Sculpture Talk at CMEE
Eleanora Kupencow will give a free lecture at the Children’s Museum of the East End on her sculpture, “Horsing Around With the Arrows of Time,” next Thursday at 6:30 p.m.
Originally installed in 2008 at the United Nations Dag Hammarskjold Plaza and subsequently at the Pearl Street Triangle in DUMBO, Brooklyn, the piece was permanently situated on the grounds of the museum in 2014. Ms. Kupencow divides her time between New York City and Southampton.
Christopher Engel at Kramoris
“Figures + Abstracts,” a show of recent paintings by Christopher Engel, will be on view from today through Sept. 1 at the Romany Kramoris Gallery in Sag Harbor. A reception will be held Saturday afternoon from 4 to 5:30.
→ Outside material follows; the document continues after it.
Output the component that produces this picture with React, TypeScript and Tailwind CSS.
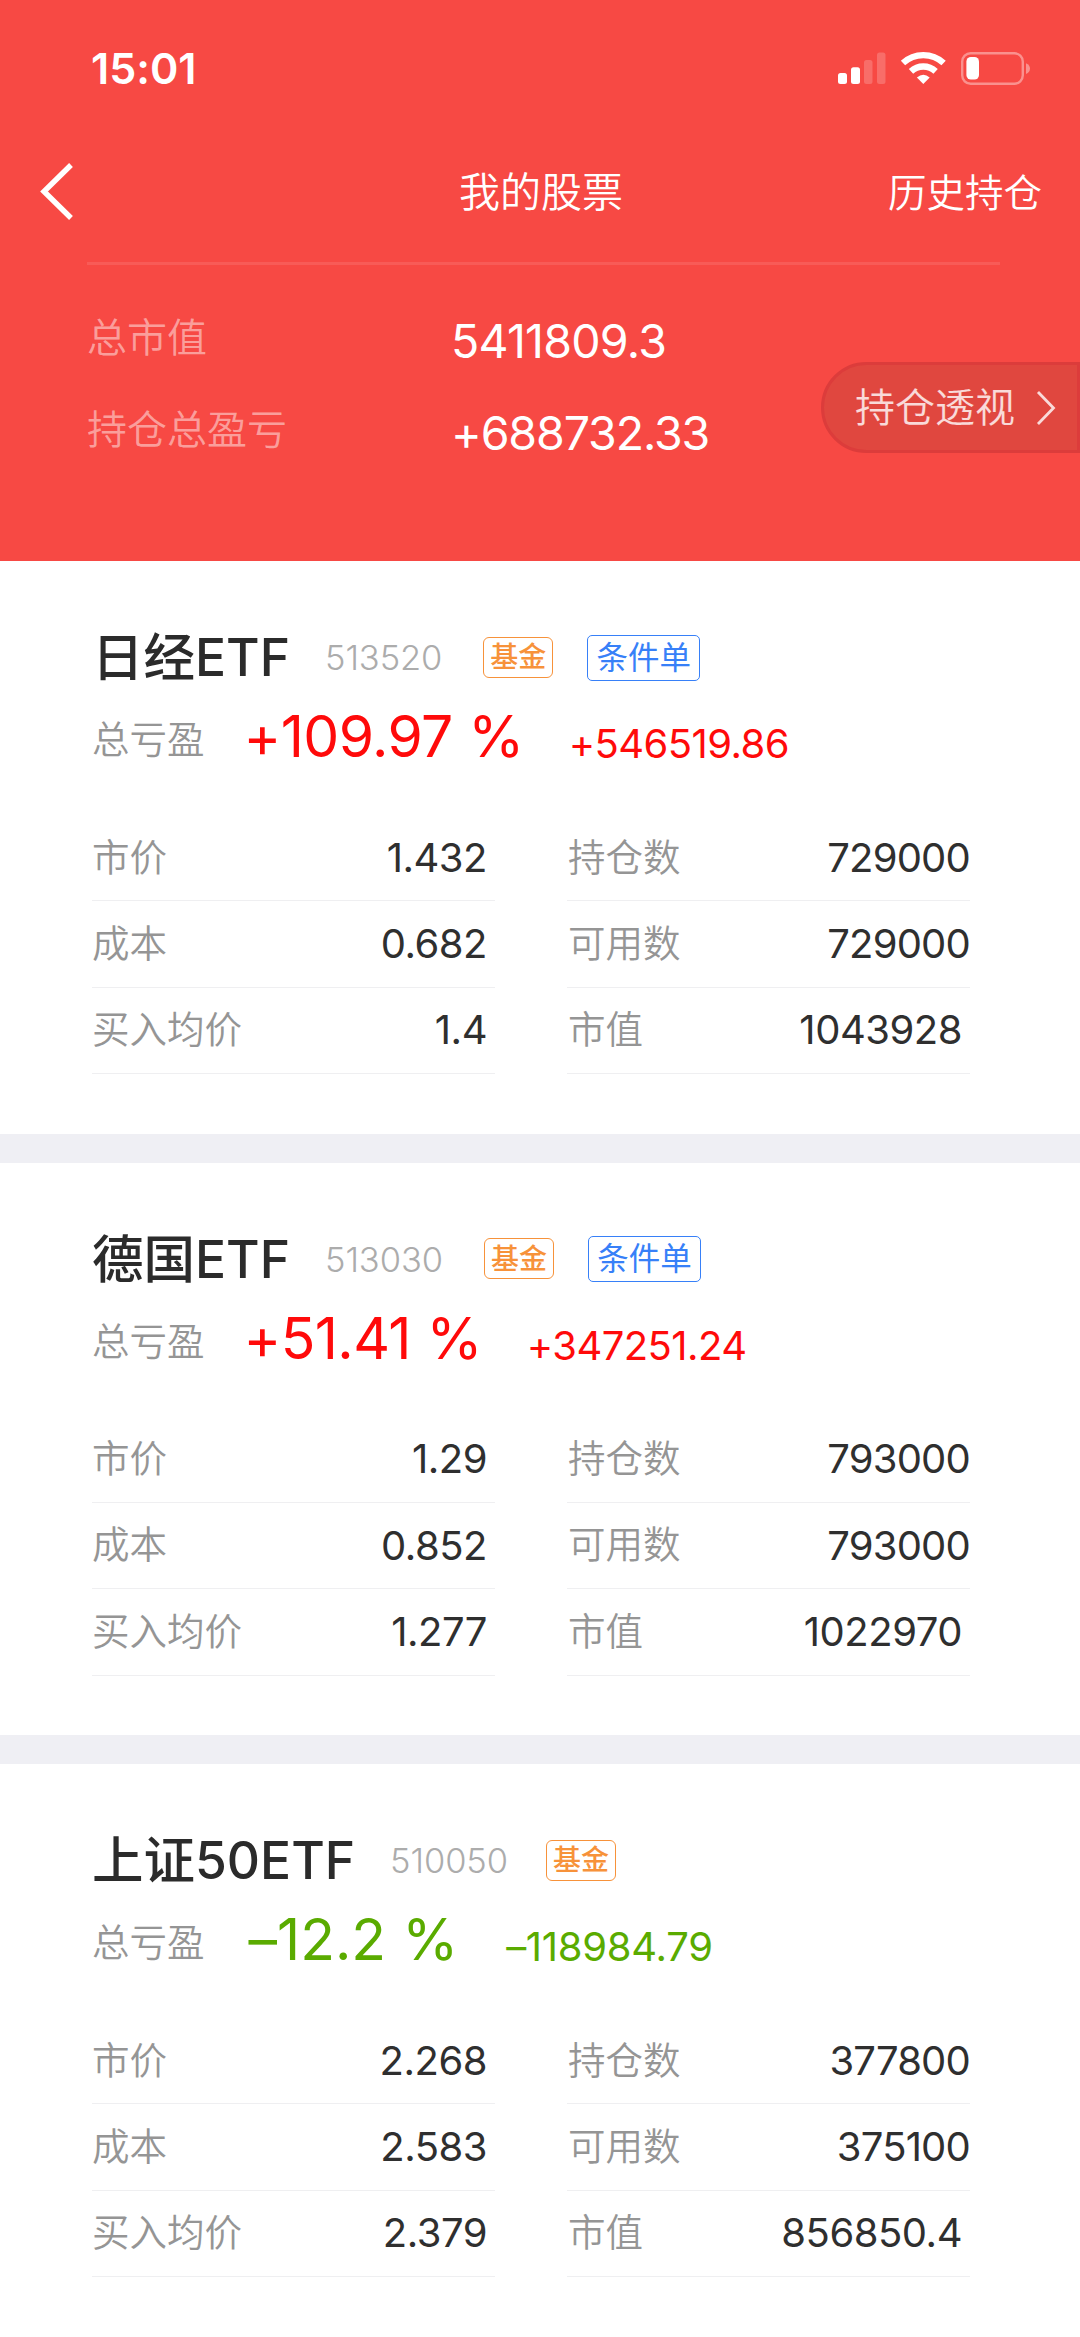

Mr. Engel, an artist and teacher who incorporates Jungian philosophy and techniques in his arts workshops, includes mystical and dreamlike images of figures and faces in some of his paintings, and ancient patterns, letters, and symbols in his abstract works. The artist, who lives in Sag Harbor, is the director of community programs at the Ross School.
Heckscher Honors
East End Artists
Three East End artists have received awards of merit from the judges of the Heckscher Museum of Art’s 2016 Long Island Biennial, which will be on view from Sept. 3 through Dec. 4.
Monica Banks of East Hampton, Philippe Cheng of Bridgehampton, and Jeff Muhs of Southampton were among the five recipients of the award. The other winners were Lisa Federici of Wantagh and Jeanette Martone of Bay Shore.